Monday, December 31, 2012



Odor of Religion


From Karl Marx:

"Religion is the general theory of that world, its encyclopedic compendium, its logic in a popular form, its spiritualistic point d’honneur, its enthusiasm, its moral sanction, its solemn complement, its universal source of consolation and justification. It is the fantastic realization of the human essence because the human essence has no true reality. The struggle against religion is therefore indirectly a fight against the world of which religion is the spiritual aroma.

Religious distress is at the same time the expression of real distress and also the protest against real distress. Religion is the sigh of the oppressed creature, the heart of a heartless world, just as it is the spirit of spiritless conditions. It is the opium of the people."

From Contribution to the Critique of Hegel’s Philosophy of Law” Introduction “Speech for the altars and hearths” in Karl Marx Frederick Engles Collected Works, Volume 3, International Publishers, New York, 1975, page 175}

For Marx at this point, religion is a complement and consolation in reaction to that history’s current configuration.  Read carefully, the sentences state that religion is the means of expression and protest. It makes ‘spirit’ possible in a heartless and spiritless world.  Second, a rhetorical relationship between aroma and opium is there.  The aroma of religion is in the air. Religion has the aroma of opium.  Now, is opium a narcotic or a pain killer?  Using ‘opium,’ seems incongruous with the other ideas or just an ill-conceived choice of words to follow ‘aroma.’  The phrase “of the people” could be read as “for the people.” That might be more plausible depending on what the German phrase is, which I haven’t had time to consult.  “For the people” might switch the valence from people accepting to be duped by religion to a veil cast by political and social institutions for the purpose of preventing people from learning about the truth about their circumstances.  The complex nature of religion is a way for people to find themselves along with real political and economic change or, even, revolution.   
But what if Marx had not used the word, “opium?” Would any other odor be less dismal or, instead, sacrosanct?

What if the aroma of religion were gardenias, lilacs, onions, garlic, garbage, sewage, roses, pine trees, fresh bread, newly mown grass or hay, cilantro, dead fish, curry, oranges, or the Cedars of Lebanon?  What about the Amorphophallus titanium at the climax of its rare blooming?
What does any odor mask, at the altar, whether of incense, fresh flowers, or Christmas trees?  Of course, the “rose” has a great deal of symbolic weight in the Bible and Christianity.  But if Marx had written:

Religion is the sigh of the oppressed creature, the heart of a heartless world, just as it is the spirit of spiritless conditions. It is the rose of the people.

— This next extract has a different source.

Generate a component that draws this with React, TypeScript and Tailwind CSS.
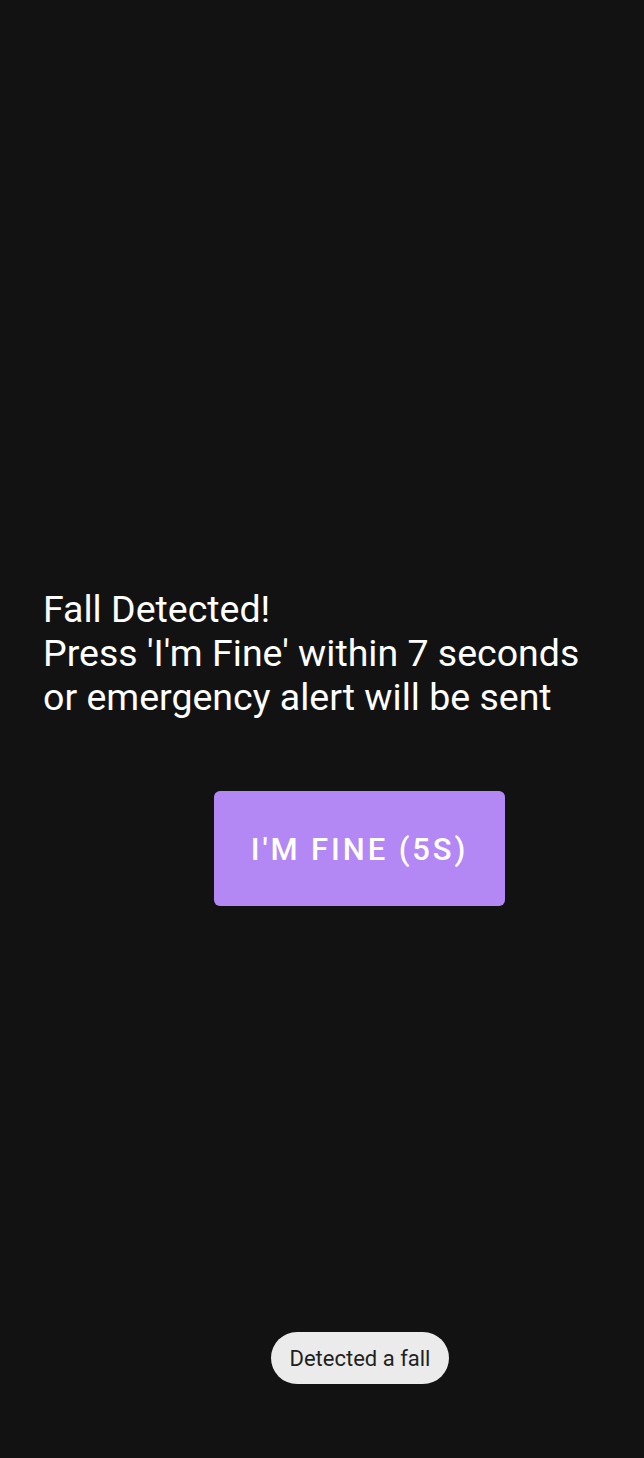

That seems to confound his meaning as well as that of the significance of the “rose” in Christianity.  A rose can mask bad odors too. A rose aroma, associated with the thorns of the State, might have been more appropriate than the smell and effect of opium.  A rose smell would have lulled people into a pleasant delirium of the senses too.  Would then a ‘rose by another name’ smell as sweet?